The last number is called rim diameter and it indicates the diameter of the wheel from rim to rim.
This type of tire is great for those of you who like occasional adventurous off-road weekends, but it is mainly intended for streets. It offers a nice look and some great street-abilities.
Just keep in mind that if decide to take it off-road, you will need to make some changes to avoid the risk of rubbing.
This is one of the most popular Jeep tires but it requires a lift kit. A lot of experienced Jeepers are satisfied with this size on and off-road, but there are also those hard-core who think that this is the point where they need to upgrade to a 5 on a 5.5-inch pattern.
This is the tire that moves you up to the next level. It performs excellently both on and off-road and you can’t make much of a mistake by choosing this one for your Jeep unless you want to go monster truck, then you need at least a 40.
Besides going an extra inch in a height, 38-inch tire goes up to 14.50 inches in tire width. Keep in mind that you need some serious horsepower behind these massive tires.
These tires are huge and I don’t even see the point talking about them unless you unless you want to go monster truck.

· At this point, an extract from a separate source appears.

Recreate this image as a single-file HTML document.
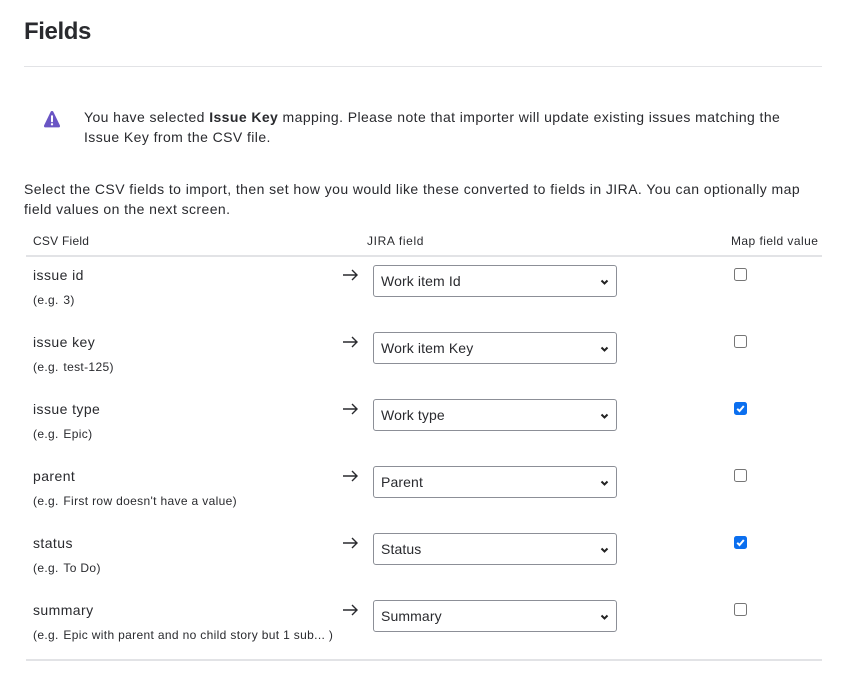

For these tires, you’ll need at least a 6” Lift or you’ll have to make some huge body modifications to fit them.
Tires are essentials of every Wrangler. They are what make the difference between rock monster and light town driving so you have to choose those that will complement your daily drives and make them more comfortable.
We did our best to explain all that needed to be explained and now everything comes down to your personal preference.
If you ask me what would be my choice I’d have to say Bridgestone Dueler A/T REVO 2.
I hope this was helpful and you’ve already made your choice. Have a great ride!